▶ _Given data_:
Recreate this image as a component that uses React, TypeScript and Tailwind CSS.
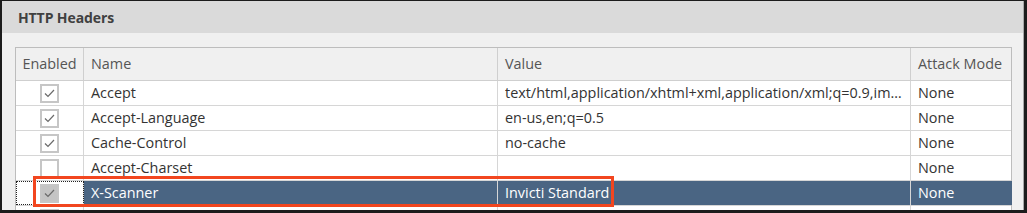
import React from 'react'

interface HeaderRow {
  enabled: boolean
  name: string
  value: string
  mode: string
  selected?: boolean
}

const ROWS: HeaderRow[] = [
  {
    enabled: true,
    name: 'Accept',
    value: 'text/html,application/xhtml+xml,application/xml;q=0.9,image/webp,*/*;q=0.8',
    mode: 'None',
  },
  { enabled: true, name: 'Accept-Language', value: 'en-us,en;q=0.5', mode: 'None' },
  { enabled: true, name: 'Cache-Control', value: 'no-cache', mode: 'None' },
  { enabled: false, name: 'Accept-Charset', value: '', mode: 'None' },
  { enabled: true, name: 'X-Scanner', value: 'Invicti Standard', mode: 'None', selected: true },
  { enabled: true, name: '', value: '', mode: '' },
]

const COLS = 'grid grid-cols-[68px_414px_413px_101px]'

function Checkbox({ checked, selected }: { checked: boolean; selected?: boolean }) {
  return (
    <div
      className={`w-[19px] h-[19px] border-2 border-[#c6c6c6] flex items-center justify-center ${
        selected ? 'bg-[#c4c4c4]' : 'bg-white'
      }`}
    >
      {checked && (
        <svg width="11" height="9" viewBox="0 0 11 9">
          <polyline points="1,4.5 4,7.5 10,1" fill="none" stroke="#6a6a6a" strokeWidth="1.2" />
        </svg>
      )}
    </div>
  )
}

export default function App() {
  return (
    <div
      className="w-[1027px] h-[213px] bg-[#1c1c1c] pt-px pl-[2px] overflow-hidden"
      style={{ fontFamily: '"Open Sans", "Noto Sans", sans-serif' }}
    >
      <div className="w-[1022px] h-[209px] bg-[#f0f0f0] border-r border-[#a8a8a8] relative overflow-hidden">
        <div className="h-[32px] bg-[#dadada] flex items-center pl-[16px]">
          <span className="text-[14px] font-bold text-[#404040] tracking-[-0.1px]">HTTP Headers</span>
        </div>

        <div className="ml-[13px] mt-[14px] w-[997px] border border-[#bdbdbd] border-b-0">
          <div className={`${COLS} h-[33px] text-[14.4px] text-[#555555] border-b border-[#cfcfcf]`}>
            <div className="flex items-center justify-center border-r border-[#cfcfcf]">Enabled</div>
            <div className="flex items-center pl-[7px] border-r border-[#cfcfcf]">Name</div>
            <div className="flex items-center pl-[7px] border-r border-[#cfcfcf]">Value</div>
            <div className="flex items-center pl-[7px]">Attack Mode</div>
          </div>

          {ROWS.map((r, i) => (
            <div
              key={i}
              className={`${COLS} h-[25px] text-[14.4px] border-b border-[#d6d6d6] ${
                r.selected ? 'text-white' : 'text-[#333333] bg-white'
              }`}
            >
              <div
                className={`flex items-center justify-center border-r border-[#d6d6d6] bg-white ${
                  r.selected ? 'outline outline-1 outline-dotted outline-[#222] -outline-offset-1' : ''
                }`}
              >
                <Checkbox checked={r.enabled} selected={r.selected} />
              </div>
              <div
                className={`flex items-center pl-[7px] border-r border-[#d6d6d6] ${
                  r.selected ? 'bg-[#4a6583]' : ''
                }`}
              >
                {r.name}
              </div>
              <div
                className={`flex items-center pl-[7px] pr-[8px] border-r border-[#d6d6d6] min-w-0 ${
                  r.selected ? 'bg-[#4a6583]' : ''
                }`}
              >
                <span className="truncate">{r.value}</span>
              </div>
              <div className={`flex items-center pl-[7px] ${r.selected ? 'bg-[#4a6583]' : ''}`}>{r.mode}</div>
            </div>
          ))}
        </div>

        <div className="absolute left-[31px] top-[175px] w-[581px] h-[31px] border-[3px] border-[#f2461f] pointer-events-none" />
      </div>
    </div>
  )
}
==
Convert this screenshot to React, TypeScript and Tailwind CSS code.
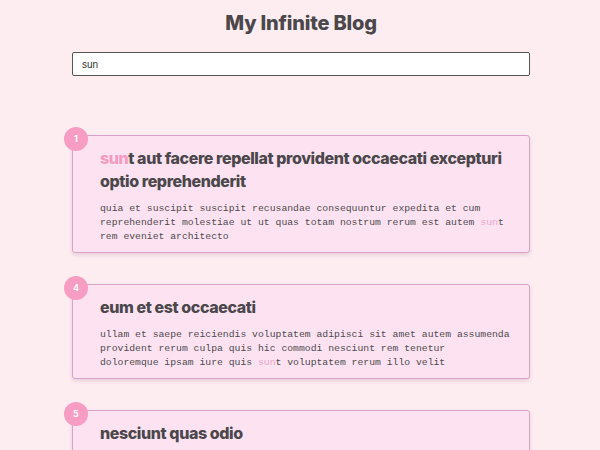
--
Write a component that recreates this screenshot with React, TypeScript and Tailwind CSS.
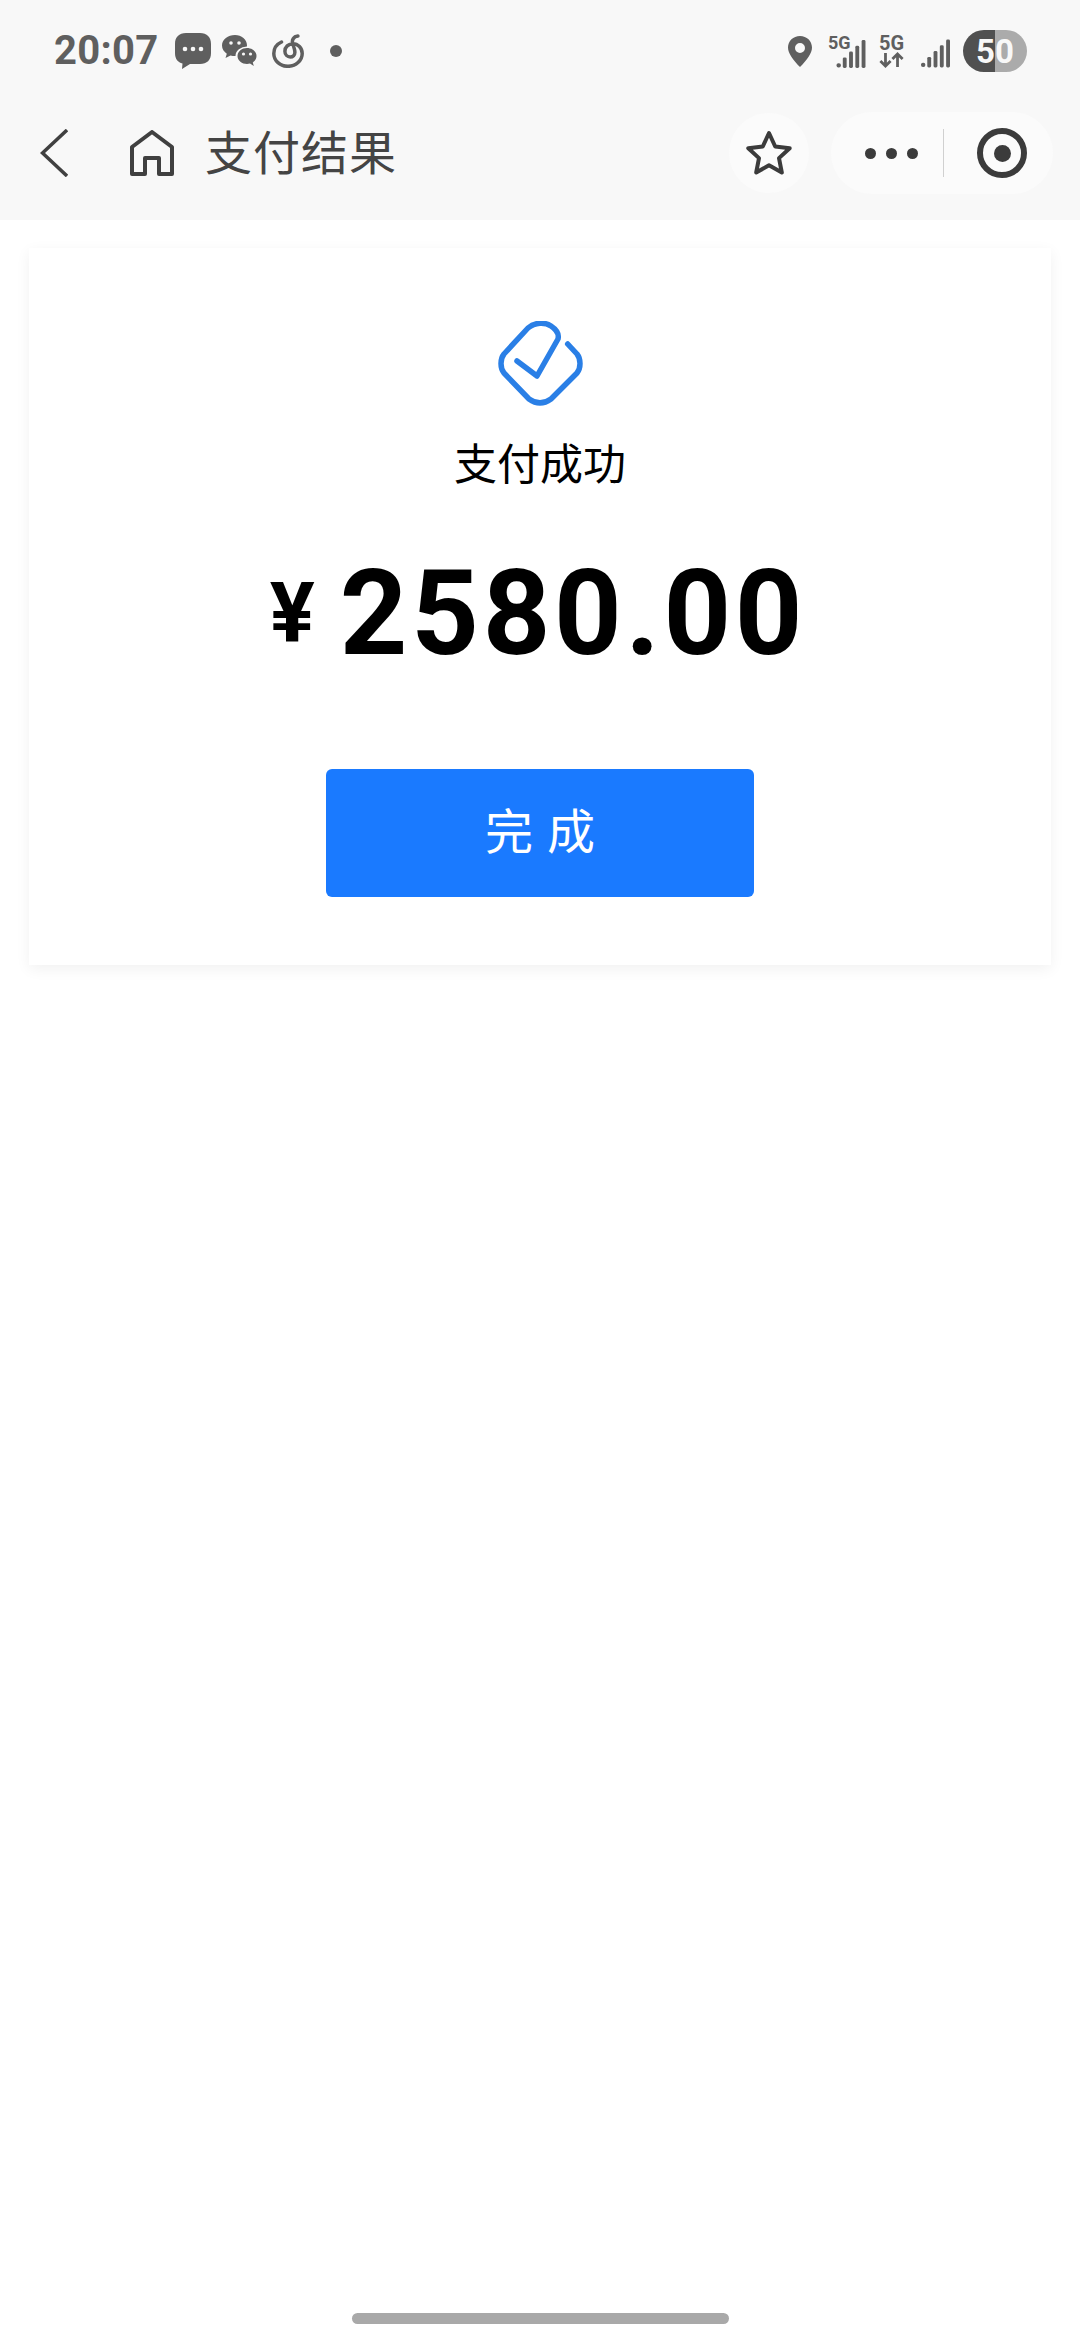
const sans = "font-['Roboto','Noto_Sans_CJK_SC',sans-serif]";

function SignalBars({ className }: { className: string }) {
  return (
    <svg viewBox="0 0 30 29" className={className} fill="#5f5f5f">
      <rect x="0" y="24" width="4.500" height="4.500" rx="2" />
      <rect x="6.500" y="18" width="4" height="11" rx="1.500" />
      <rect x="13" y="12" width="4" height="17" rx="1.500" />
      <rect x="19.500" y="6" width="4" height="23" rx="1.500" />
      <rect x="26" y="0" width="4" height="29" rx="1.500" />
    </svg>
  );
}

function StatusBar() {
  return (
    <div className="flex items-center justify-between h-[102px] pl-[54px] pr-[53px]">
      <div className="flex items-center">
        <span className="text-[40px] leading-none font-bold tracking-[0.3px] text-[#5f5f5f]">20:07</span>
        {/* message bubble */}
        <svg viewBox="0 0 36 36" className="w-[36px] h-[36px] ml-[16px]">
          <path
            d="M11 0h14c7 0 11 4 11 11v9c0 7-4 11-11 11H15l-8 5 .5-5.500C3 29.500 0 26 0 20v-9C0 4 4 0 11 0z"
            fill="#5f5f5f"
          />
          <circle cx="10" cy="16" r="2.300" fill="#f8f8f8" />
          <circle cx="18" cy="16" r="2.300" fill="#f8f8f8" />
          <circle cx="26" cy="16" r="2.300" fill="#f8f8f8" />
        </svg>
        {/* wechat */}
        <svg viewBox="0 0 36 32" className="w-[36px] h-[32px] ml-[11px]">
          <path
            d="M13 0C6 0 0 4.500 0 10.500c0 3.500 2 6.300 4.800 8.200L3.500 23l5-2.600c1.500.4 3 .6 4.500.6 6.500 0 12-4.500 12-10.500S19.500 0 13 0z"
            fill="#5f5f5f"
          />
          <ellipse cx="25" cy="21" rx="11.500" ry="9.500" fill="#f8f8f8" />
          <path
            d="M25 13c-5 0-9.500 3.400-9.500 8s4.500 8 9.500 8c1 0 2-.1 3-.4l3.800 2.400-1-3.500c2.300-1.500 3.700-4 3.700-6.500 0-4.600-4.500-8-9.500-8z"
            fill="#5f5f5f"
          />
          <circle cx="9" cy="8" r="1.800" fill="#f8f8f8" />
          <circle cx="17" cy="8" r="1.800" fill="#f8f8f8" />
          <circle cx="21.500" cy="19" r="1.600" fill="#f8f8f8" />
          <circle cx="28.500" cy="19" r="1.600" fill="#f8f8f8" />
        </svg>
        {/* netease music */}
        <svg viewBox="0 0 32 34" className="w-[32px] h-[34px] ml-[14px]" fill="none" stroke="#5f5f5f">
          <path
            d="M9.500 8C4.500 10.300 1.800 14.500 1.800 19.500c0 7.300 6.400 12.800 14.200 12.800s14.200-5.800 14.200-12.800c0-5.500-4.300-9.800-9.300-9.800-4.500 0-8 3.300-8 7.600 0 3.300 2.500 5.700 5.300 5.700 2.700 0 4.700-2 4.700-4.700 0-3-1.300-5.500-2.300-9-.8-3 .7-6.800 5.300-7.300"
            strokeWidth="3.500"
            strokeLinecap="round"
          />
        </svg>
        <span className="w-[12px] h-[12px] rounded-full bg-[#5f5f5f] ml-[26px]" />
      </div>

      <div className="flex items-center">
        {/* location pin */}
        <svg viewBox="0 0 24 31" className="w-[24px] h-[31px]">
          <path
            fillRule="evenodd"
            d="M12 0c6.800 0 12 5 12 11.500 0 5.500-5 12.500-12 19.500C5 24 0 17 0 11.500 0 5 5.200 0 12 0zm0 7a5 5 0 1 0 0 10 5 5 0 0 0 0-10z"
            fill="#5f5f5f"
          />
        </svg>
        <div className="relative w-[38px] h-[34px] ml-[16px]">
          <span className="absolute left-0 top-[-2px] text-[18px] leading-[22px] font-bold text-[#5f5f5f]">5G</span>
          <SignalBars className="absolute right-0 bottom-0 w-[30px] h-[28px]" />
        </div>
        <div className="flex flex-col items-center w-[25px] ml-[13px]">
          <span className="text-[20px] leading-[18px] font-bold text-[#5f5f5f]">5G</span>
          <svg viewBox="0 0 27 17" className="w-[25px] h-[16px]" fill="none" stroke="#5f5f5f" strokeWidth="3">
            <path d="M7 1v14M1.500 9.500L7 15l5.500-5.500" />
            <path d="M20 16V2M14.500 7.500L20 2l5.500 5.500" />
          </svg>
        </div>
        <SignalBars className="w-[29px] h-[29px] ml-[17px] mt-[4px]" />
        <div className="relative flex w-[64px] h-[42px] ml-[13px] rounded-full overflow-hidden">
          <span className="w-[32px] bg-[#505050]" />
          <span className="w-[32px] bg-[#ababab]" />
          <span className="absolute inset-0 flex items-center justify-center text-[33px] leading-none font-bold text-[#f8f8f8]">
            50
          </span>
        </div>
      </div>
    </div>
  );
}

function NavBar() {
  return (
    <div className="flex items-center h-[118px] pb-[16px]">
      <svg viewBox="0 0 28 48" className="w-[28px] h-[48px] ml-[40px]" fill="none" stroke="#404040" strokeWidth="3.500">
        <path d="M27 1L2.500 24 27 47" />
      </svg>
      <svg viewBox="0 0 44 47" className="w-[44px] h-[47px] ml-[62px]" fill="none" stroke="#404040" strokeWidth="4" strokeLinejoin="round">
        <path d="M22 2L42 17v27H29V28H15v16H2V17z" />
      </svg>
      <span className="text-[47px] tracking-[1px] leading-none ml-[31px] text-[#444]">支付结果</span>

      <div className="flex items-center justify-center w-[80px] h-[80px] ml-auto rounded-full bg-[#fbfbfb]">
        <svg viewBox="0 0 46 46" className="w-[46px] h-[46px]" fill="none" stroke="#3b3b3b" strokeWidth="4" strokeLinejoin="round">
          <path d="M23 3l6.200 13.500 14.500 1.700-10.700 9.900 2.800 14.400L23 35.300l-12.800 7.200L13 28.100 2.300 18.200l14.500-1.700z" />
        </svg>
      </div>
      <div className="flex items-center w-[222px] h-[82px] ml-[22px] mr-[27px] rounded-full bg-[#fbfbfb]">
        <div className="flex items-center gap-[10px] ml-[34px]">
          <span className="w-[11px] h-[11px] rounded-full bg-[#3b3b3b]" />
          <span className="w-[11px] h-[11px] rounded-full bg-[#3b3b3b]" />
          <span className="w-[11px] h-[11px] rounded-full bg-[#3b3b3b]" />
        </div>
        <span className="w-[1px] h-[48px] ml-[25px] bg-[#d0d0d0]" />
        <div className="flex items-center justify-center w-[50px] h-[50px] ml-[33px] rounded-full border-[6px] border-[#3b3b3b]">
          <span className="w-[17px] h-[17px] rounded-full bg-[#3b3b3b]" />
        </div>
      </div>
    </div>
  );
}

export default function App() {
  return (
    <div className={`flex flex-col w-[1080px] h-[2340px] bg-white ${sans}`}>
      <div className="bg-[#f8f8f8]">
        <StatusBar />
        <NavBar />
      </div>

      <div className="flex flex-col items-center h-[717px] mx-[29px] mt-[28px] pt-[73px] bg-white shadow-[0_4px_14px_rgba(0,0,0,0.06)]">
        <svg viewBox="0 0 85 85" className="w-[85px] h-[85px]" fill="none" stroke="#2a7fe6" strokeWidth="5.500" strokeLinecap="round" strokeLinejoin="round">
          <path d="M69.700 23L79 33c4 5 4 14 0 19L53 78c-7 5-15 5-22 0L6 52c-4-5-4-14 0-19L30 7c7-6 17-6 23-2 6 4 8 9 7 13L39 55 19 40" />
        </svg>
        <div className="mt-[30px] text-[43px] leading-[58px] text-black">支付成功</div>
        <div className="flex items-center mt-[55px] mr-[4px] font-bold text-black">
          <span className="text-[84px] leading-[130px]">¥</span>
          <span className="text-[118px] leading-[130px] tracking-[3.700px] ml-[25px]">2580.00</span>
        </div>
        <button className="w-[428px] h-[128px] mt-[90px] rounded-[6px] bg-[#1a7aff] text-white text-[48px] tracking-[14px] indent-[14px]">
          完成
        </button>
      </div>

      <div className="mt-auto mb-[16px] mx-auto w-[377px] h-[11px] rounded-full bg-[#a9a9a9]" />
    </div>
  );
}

▶ _Task_:
Pull out and copy each line containing the string "that".

▶ _Result below_:
Recreate this image as a component that uses React, TypeScript and Tailwind CSS.
Write a component that recreates this screenshot with React, TypeScript and Tailwind CSS.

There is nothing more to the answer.